Assembly lines hummed at companies from appliance and furniture makers to metals and transportation industries as the rebounds in housing and autos spurred growth. To sustain the expansion, manufacturing must now overcome the budget gridlock in Washington that has led to the first partial government shutdown in 17 years, idling about 800,000 federal employees.
“You’re beginning to see a pickup in investment and stronger construction activity from the housing recovery, and those are important,” said Paul Ashworth, chief U.S. economist at Capital Economics NA Ltd. in Toronto and the best forecaster of the ISM index over the past two years according to data compiled by Bloomberg.

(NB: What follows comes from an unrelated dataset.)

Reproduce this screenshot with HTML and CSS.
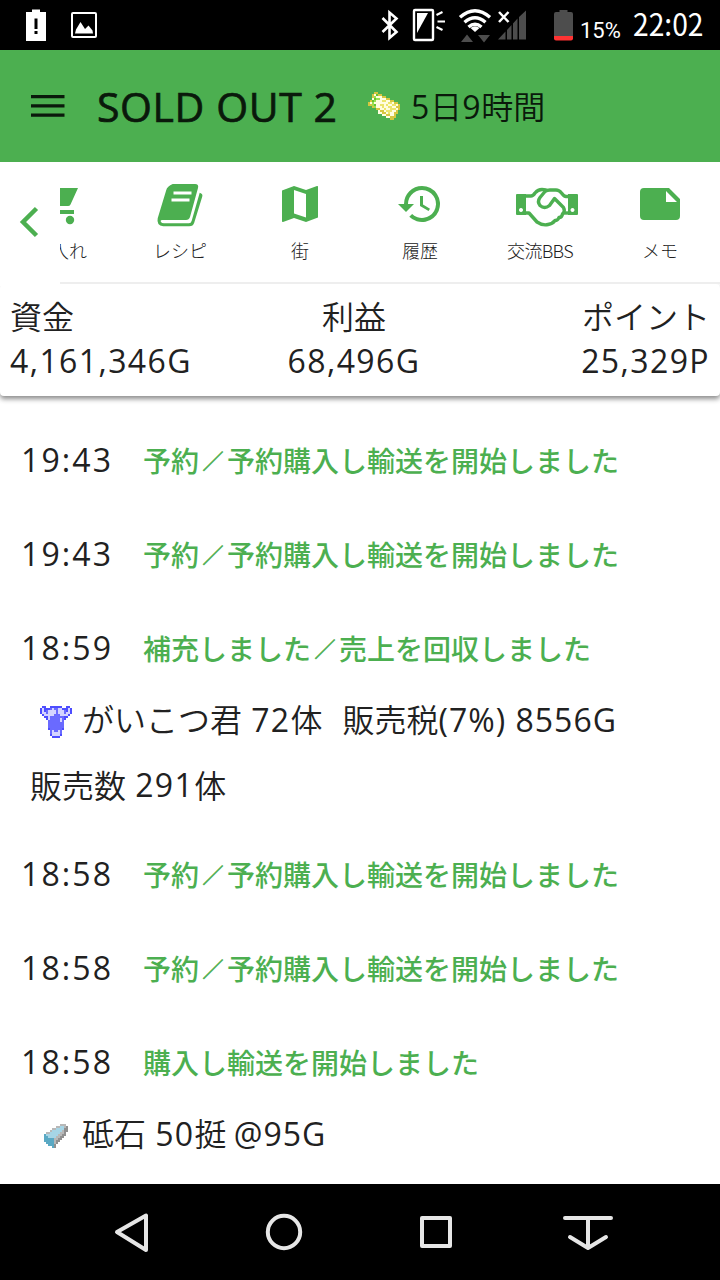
FILE: index.html
```
<!DOCTYPE html>
<html lang="ja">
<head>
    <meta charset="UTF-8">
    <meta name="viewport" content="width=device-width, initial-scale=1.0">
    <title>SOLD OUT 2</title>
    <link rel="stylesheet" href="styles.css">
</head>
<body>
    <div class="screen">
        <div class="status-bar">
            <svg class="status-left" width="110" height="50" viewBox="0 0 110 50">
                <path fill="#fff" d="M26 12h6V9.500h8V12h6v29H26z"/>
                <path fill="#000" d="M34.500 18.500h3v10.500h-3zM34.500 31h3v3h-3z"/>
                <rect x="72" y="13" width="24" height="24" rx="1" fill="none" stroke="#fff" stroke-width="2"/>
                <path fill="#fff" d="M75 33.500l1-4 4.500-7.500 4.500 7 3.500-3.500 4 5 .5 3z"/>
            </svg>
            <svg class="status-icons" width="205" height="50" viewBox="370 0 205 50">
                <path fill="none" stroke="#fff" stroke-width="2.600" d="M382.500 18l14 14-7 6V12.500l7 6-14 13.500"/>
                <rect x="414" y="10" width="19" height="30" rx="1" fill="none" stroke="#fff" stroke-width="2.400"/>
                <path fill="#fff" d="M417 13h11l-11 20z"/>
                <path stroke="#fff" stroke-width="2.200" d="M436.500 15l6-3M437.500 21.500h7.500M436.500 27l6 3"/>
                <g fill="none" stroke="#fff" stroke-width="3.400">
                    <path d="M460 17.300q15-13 30 0"/>
                    <path d="M464.500 22.300q10.500-9 21 0"/>
                    <path d="M468.500 27q6.500-5.500 13 0"/>
                </g>
                <path fill="#fff" d="M470.500 28q4.500-3.500 9 0l-4.500 4z"/>
                <path fill="#4d4d4d" d="M461 42l6-7.500 6 7.500zM478 35h12l-6 7.500z"/>
                <path fill="#4d4d4d" d="M498 39.500l7.500-8v8zM507 30l4.500-5v14.500H507zM513 23.500l4.500-5v21H513zM519 17l7-6.500v29h-7z"/>
                <path stroke="#fff" stroke-width="2.500" d="M499 12l9.500 10M508.500 12L499 22"/>
                <path fill="#4d4d4d" d="M556 12h3.500v-2h8v2h3.500q2 0 2 2v22h-19V14q0-2 2-2z"/>
                <path fill="#f33" d="M554 36h19v2.500q0 2-2 2h-15q-2 0-2-2z"/>
            </svg>
            <span class="battery">15%</span>
            <span class="clock">22:02</span>
        </div>

        <header class="app-bar">
            <svg class="menu" width="34" height="24" viewBox="0 0 34 24">
                <path fill="#0a190b" d="M0 1h33.500v3.300H0zM0 10.300h33.500v3.300H0zM0 19.500h33.500v3.300H0z"/>
            </svg>
            <h1>SOLD OUT 2</h1>
            <!-- ticket -->
            <svg class="pixel ticket" width="34" height="28" viewBox="0 0 17 14" shape-rendering="crispEdges">
                <path fill="#fffde0" d="M3 0h2v1h2v1h2v1h2v1h2v1h2v1h1v3h-1v2h-1v2h-1v1h-2v-1h-2v-1h-2v-1h-2V9H4V8H2V7H0V5h1V4h1V1h1z"/>
                <path stroke="#d6c640" d="M3 .5h2M2 1.500h1M5 1.500h2M2 2.500h1M7 2.500h2M9 3.500h2M1 4.500h1M11 4.500h2M0 5.500h1M13 5.500h2M0 6.500h2M15 6.500h1M2 7.500h2M14 7.500h2M4 8.500h2M15 8.500h1M6 9.500h2M14 9.500h1M7 10.500h2M13 10.500h2M9 11.500h2M13 11.500h1M11 12.500h3M11 13.500h2"/>
                <path stroke="#ece56c" d="M7 4.500h2M10 5.500h2M6 6.500h2M9 6.500h1M12 6.500h2M7 7.500h1M10 7.500h2M8 8.500h1M11 8.500h3M9 9.500h3M10 10.500h1"/>
                <path stroke="#9be052" d="M3 2.500h1M4 3.500h2M3 4.500h1M2 5.500h1M2 6.500h1M3 7.500h1"/>
                <path stroke="#66c32f" d="M4 1.500h1M3 3.500h1M2 4.500h1M3 6.500h1"/>
            </svg>
            <span class="remain"><i class="num">5</i>日<i class="num">9</i>時間</span>
        </header>

        <nav class="tabs">
            <button class="tabs-back">
                <svg width="60" height="120" viewBox="0 0 60 120"><path fill="none" stroke="#4caf50" stroke-width="4.500" d="M36.500 44.500L23 58l13.500 13.500"/></svg>
            </button>
            <a class="tab tab-cut">
                <svg width="64" height="48" viewBox="28 180 64 48"><path fill="#4caf50" d="M42 188h36l-7.500 16.500q-.8 1.500-2.500 1.500H50zM46 210h28v4H46z"/><circle cx="70" cy="220" r="4.200" fill="#4caf50"/></svg>
                <span>仕入れ</span>
            </a>
            <a class="tab">
                <svg width="64" height="48" viewBox="148 180 64 48">
                    <path fill="#4caf50" d="M173 184h22q4 0 3 4l-8 29q-1 3-4 3h-24q-2 0-1 2 .7 1.200 3 1.200h25q2 0 2.700-2.500l8-28q3.500 1 2.500 4l-8 26q-1 3.500-5 3.500h-26q-7-1-5.500-8l8.500-28q1-4 6.500-6.200z"/>
                    <path stroke="#fff" stroke-width="3" d="M173.500 193h18M171.500 200h18"/>
                </svg>
                <span>レシピ</span>
            </a>
            <a class="tab">
                <svg width="64" height="48" viewBox="268 180 64 48">
                    <path fill="#4caf50" fill-rule="evenodd" d="M282 190.500l12-4.500 12 4 11-4q1-.3 1 .7v30.800l-12 4.500-12-4-11 4q-1 .2-1-.8zM294 190v23.500l12 4V194z"/>
                </svg>
                <span>街</span>
            </a>
            <a class="tab">
                <svg width="48" height="48" viewBox="0 0 24 24">
                    <path fill="#4caf50" d="M13 3a9 9 0 0 0-9 9H1l4 4 4-4H6a7 7 0 1 1 2.060 4.940l-1.420 1.420A9 9 0 1 0 13 3zm-1 5v5l4.280 2.540.72-1.210-3.500-2.080V8z"/>
                </svg>
                <span>履歴</span>
            </a>
            <a class="tab">
                <svg width="78" height="48" viewBox="501 180 78 48">
                    <path fill="#4caf50" fill-rule="evenodd" d="M517 194h9v21h-9q-1 0-1-1v-19q0-1 1-1zm4 14a2 2 0 1 0 .01 0zM568 194h9q1 0 1 1v19q0 1-1 1h-9zm4.500 14a2 2 0 1 0 .01 0z"/>
                    <g fill="none" stroke="#4caf50" stroke-width="3.400" stroke-linejoin="round">
                        <path d="M525 196h6q2 0 4-3 3-3.500 7-3.500 4 0 6 1.500"/>
                        <path d="M525 213h4l8 9q6 4 11 2.500 5-1 7-4 3 0 4-3 3 0 3.500-3.500 3-3 1-6.500l-9-9-5 7q-5 4-9.500 0-3-4 0-8l5-6q2-1.500 5-1.500h6q3 0 5.500 3 2.500 3.500 4.500 3.500h3"/>
                        <path d="M564 213h6"/>
                    </g>
                </svg>
                <span class="narrow">交流BBS</span>
            </a>
            <a class="tab">
                <svg width="64" height="48" viewBox="628 180 64 48">
                    <path fill="#4caf50" fill-rule="evenodd" d="M644 188h25l11 11v17q0 4-4 4h-32q-4 0-4-4v-24q0-4 4-4zm22 3v11h11z"/>
                </svg>
                <span>メモ</span>
            </a>
        </nav>

        <section class="summary">
            <div class="stat"><span>資金</span><i class="num">4,161,346G</i></div>
            <div class="stat stat-center"><span>利益</span><i class="num">68,496G</i></div>
            <div class="stat stat-right"><span>ポイント</span><i class="num">25,329P</i></div>
        </section>

        <main class="history">
            <div class="entry"><time class="num">19:43</time><b>予約<i class="slash">／</i>予約購入し輸送を開始しました</b></div>
            <div class="entry"><time class="num">19:43</time><b>予約<i class="slash">／</i>予約購入し輸送を開始しました</b></div>
            <div class="entry"><time class="num">18:59</time><b>補充しました<i class="slash">／</i>売上を回収しました</b></div>
            <div class="detail">
                <!-- skull -->
                <svg class="pixel skull" width="32" height="32" viewBox="0 0 16 16" shape-rendering="crispEdges">
                    <path fill="#4d4dff" d="M0 1h1V0h2v1h2V0h6v1h2V0h2v1h1v3h-1v1h-1v1h-1v1h-1v5h-1v3h-1v1H6v-1H5v-3H4V7H3V6H2V5H1V4H0z"/>
                    <path fill="#6a6aff" d="M5 1h6v1h2v3h-1v6h-1v3H5v-3H4V5H3V2h2z"/>
                    <path fill="#d4d4ff" d="M1 1h1v2h1v1h1v1H2V4H1zM14 1h1v3h-1v1h-2V4h1V3h1zM4 2h2V1h1v1h1v2H7v1H5v2H4zM9 1h2v1h1v3h-2V4H9zM10 6h1v2h-1zM6 12h1v1h2v-1h1v3H6z"/>
                </svg>
                <span>がいこつ君 <i class="num">72</i>体</span><span class="tax">販売税<i class="num fee">(7%) 8556G</i></span>
            </div>
            <div class="detail">販売数 <i class="num">291</i>体</div>
            <div class="entry"><time class="num">18:58</time><b>予約<i class="slash">／</i>予約購入し輸送を開始しました</b></div>
            <div class="entry"><time class="num">18:58</time><b>予約<i class="slash">／</i>予約購入し輸送を開始しました</b></div>
            <div class="entry"><time class="num">18:58</time><b>購入し輸送を開始しました</b></div>
            <div class="detail">
                <!-- whetstone -->
                <svg class="pixel stone" width="24" height="24" viewBox="0 0 12 12" shape-rendering="crispEdges">
                    <path fill="#909090" d="M8 0h3v1h1v3h-1v2h-1v1H9v1H8v1H7v1H6v2H4v-1H2v-1H1V9H0V5h1V4h2V3h1V2h2V1h2z"/>
                    <path fill="#b8b8b8" d="M8 0h3v2h-1v3H9v1H8v1H7v1H6v2H5V7H0V5h1V4h2V3h1V2h2V1h2z"/>
                    <path fill="#a6d5e6" d="M8 1h2v2H9v1H8v1H7v1H6v1H2V6H1V5h2V4h1V3h2V2h2z"/>
                    <path fill="#5aa9c4" d="M0 5h1v1h1v1h3v5H4v-1H2v-1H1V9H0z"/>
                </svg>
                <span>砥石 <i class="num">50</i>挺 <i class="num fee">@95G</i></span>
            </div>
        </main>

        <footer class="nav-bar">
            <svg width="720" height="96" viewBox="0 1184 720 96" fill="none" stroke="#e6e6e6" stroke-width="4" stroke-linejoin="round" stroke-linecap="round">
                <path d="M146 1215.500v34.500L117 1232z"/>
                <circle cx="284" cy="1232" r="16.200"/>
                <rect x="422" y="1218" width="28" height="28"/>
                <path d="M565 1218h46M588 1218v30M570 1237l18 11 18-11"/>
            </svg>
        </footer>
    </div>
</body>
</html>
```
FILE: styles.css
```
* {
    box-sizing: border-box;
}
body {
    margin: 0;
    background: #fff;
    color: #212121;
    font-family: "Noto Sans CJK JP", sans-serif;
    font-size: 32px;
    font-weight: 350;
}
.screen {
    width: 720px;
    height: 1280px;
    display: flex;
    flex-direction: column;
    overflow: hidden;
}
svg {
    display: block;
    flex: none;
}
i {
    font-style: normal;
}
.num {
    font-family: "Open Sans", "Noto Sans CJK JP", sans-serif;
    font-weight: 400;
    letter-spacing: 1.4px;
}
.status-bar {
    display: flex;
    height: 50px;
    background: #000;
    color: #fff;
    font-family: Roboto, sans-serif;
    font-weight: 400;
}
.status-icons {
    margin-left: 260px;
}
.battery {
    width: 58px;
    padding-left: 5px;
    font-size: 22px;
    line-height: 62px;
}
.clock {
    font-family: "Noto Sans CJK JP", sans-serif;
    font-size: 31px;
    line-height: 46px;
    transform: scaleX(0.91);
    transform-origin: left;
}
.app-bar {
    display: flex;
    align-items: center;
    height: 112px;
    padding-left: 31px;
    background: #4caf50;
    color: #0a190b;
}
h1 {
    width: 240px;
    margin: 0 0 0 32px;
    font-family: "Open Sans", sans-serif;
    font-size: 41px;
    font-weight: 400;
    letter-spacing: 0.6px;
    -webkit-text-stroke: 0.7px #0a190b;
    white-space: nowrap;
}
.ticket {
    margin-left: 31px;
}
.remain {
    margin: -3px 0 0 9px;
}
.remain .num {
    letter-spacing: 0.8px;
}
.tabs {
    display: flex;
    flex: none;
    position: relative;
    height: 122px;
    background: #fff;
    border-bottom: 2px solid #eee;
}
.tabs-back {
    position: absolute;
    left: 0;
    top: 0;
    width: 60px;
    height: 124px;
    padding: 0;
    border: none;
    background: #fff;
}
.tab {
    display: flex;
    flex-direction: column;
    align-items: center;
    width: 120px;
    padding-top: 18px;
    font-size: 18px;
    font-weight: 300;
    line-height: 26px;
}
.tab span {
    margin-top: 9px;
}
.narrow {
    letter-spacing: -0.7px;
}
.summary {
    display: grid;
    flex: none;
    grid-template-columns: 1fr 132px 1fr;
    height: 112px;
    padding: 8px 10px;
    border-radius: 4px;
    box-shadow: 0 3px 5px rgba(0, 0, 0, 0.45);
    line-height: 46px;
}
.stat {
    display: flex;
    flex-direction: column;
}
.stat-center {
    align-items: center;
    margin: 0 6px 0 -6px;
}
.stat-right {
    align-items: flex-end;
}
.history {
    flex: 1;
    padding-top: 7px;
    overflow: hidden;
}
.entry {
    display: flex;
    height: 94px;
    padding: 38px 0 18px 21px;
    line-height: 38px;
}
time.num {
    width: 122px;
    letter-spacing: 2.1px;
}
.entry b {
    color: #4caf50;
    font-size: 28px;
    font-weight: 500;
}
.slash {
    display: inline-block;
    transform: scale(0.75);
    -webkit-text-stroke: 0.8px #4caf50;
}
.detail {
    display: flex;
    align-items: center;
    height: 66px;
    padding-left: 30px;
    white-space: pre;
}
.detail .num {
    margin-left: 2px;
}
.detail .fee {
    margin-left: 0;
    letter-spacing: 1px;
}
.skull {
    margin: 8px 10px 0;
}
.tax {
    margin-left: 20px;
}
.stone {
    margin: 8px 14px 0;
}
.nav-bar {
    height: 96px;
    background: #000;
}
```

Factories around the world are showing some signs of improvement. Euro-area factory output expanded in September for a third month, while confidence among Japan’s large manufacturers in the third quarter was the highest since the early stages of the global credit crisis in 2007, other reports last week showed.
The median forecast in a Bloomberg survey of 84 economists projected the ISM index would fall to 55. Estimates ranged from 52.4 to 57.2. Manufacturing accounts for about 12 percent of the economy.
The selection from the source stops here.